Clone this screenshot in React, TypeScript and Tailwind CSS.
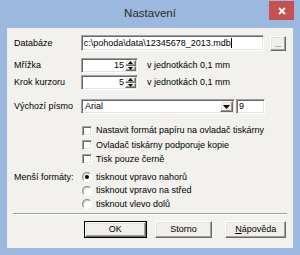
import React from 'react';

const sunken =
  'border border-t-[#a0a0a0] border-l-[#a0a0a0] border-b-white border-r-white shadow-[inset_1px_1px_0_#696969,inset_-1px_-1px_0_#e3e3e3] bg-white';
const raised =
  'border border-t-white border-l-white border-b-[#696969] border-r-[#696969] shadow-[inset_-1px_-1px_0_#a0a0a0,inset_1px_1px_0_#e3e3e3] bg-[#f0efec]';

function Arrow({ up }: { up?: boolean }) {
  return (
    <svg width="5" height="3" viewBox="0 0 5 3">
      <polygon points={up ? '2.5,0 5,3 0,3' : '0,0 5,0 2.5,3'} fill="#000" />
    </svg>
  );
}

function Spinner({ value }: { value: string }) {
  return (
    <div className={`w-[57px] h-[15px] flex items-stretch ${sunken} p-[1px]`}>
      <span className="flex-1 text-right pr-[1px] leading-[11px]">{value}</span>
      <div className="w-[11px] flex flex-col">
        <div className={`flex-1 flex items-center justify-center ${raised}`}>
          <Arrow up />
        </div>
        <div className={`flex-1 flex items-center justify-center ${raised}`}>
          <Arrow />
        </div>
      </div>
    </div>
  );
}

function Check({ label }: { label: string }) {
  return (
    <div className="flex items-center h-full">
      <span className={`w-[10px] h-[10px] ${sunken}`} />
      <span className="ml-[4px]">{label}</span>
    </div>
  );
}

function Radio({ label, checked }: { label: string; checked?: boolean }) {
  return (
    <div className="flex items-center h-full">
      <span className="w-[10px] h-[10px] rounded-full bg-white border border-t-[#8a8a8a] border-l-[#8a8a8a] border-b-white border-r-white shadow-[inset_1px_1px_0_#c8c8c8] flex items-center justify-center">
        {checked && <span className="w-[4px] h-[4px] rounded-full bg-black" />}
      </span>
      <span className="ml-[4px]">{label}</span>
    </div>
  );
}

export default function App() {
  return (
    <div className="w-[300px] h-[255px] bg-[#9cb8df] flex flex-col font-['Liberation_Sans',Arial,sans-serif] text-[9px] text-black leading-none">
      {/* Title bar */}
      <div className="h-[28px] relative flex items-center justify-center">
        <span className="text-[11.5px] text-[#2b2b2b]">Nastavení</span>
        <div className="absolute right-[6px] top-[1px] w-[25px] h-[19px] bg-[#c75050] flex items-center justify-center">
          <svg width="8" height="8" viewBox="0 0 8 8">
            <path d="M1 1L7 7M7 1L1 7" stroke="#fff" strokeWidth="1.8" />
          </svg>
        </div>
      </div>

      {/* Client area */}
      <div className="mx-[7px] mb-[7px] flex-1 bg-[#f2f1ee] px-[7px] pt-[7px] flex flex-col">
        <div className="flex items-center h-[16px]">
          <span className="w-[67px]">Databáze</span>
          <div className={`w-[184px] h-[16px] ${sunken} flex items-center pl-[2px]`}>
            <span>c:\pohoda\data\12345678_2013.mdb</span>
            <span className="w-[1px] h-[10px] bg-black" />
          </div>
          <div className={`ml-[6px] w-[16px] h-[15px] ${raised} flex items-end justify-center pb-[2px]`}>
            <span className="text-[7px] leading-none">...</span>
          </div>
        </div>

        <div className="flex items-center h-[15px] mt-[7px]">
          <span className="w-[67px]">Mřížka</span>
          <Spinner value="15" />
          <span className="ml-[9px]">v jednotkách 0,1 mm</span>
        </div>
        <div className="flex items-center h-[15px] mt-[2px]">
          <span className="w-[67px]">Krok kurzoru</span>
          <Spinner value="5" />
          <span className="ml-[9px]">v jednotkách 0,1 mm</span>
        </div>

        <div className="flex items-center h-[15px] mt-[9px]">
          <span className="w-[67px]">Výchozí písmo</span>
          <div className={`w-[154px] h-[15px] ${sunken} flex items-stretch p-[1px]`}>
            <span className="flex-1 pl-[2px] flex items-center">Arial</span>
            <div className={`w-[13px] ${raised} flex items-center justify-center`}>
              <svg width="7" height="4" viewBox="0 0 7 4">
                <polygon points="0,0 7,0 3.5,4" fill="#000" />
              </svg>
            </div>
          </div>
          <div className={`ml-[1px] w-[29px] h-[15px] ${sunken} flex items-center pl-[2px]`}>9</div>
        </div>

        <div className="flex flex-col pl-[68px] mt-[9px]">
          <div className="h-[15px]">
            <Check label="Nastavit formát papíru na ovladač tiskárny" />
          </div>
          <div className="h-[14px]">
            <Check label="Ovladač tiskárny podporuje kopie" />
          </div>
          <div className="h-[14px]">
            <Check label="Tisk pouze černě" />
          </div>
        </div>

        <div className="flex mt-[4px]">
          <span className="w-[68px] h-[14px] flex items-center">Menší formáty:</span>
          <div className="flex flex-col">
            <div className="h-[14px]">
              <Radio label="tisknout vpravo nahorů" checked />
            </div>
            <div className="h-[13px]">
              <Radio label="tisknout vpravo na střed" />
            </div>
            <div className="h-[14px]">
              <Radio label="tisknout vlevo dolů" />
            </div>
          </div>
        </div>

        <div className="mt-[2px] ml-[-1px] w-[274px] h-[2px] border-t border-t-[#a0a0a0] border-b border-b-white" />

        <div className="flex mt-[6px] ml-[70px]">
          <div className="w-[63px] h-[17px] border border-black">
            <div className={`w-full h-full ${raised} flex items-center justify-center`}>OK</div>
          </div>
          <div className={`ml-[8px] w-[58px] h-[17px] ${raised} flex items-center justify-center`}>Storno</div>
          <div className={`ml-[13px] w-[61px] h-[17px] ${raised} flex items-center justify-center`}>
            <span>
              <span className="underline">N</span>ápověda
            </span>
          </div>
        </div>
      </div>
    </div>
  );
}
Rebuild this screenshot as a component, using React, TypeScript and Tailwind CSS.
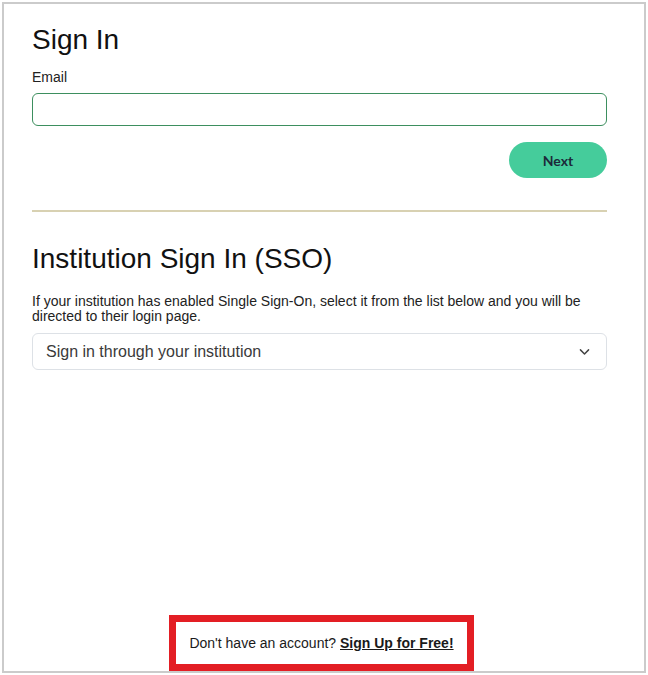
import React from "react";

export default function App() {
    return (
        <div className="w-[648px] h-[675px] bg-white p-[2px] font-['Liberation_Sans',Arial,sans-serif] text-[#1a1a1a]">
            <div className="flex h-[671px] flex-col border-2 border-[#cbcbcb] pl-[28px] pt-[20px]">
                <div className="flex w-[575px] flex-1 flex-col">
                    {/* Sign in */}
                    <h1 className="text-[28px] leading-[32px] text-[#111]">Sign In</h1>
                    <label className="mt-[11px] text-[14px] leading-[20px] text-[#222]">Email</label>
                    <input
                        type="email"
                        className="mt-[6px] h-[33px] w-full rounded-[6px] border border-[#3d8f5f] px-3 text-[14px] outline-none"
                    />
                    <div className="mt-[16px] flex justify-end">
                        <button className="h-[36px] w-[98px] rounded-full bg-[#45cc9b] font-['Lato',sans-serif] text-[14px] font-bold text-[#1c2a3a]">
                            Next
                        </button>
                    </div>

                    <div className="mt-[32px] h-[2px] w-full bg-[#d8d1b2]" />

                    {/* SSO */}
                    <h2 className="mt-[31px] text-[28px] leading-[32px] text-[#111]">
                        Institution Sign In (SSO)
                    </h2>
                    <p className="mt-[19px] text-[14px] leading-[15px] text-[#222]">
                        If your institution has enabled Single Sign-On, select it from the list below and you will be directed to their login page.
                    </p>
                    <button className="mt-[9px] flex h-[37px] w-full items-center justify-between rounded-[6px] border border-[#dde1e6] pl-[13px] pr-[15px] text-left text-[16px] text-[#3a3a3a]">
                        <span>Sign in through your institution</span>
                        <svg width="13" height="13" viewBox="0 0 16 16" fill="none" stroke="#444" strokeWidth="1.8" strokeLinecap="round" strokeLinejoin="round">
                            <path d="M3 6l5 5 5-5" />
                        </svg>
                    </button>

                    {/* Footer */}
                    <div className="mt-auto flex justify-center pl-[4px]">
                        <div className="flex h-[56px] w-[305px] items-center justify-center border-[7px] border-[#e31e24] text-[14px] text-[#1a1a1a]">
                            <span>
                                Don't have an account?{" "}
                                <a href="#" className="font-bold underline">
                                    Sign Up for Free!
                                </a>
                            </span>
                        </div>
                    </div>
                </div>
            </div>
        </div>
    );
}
☆ ☆ ☆ ☆
### [THE PROBLEM]
Pictures are excluded; extract exactly the lines from the start of the data through the line that holds "import React from 'react';", both ends included.

### [TASK RESULT]
Clone this screenshot in React, TypeScript and Tailwind CSS.
import React from 'react';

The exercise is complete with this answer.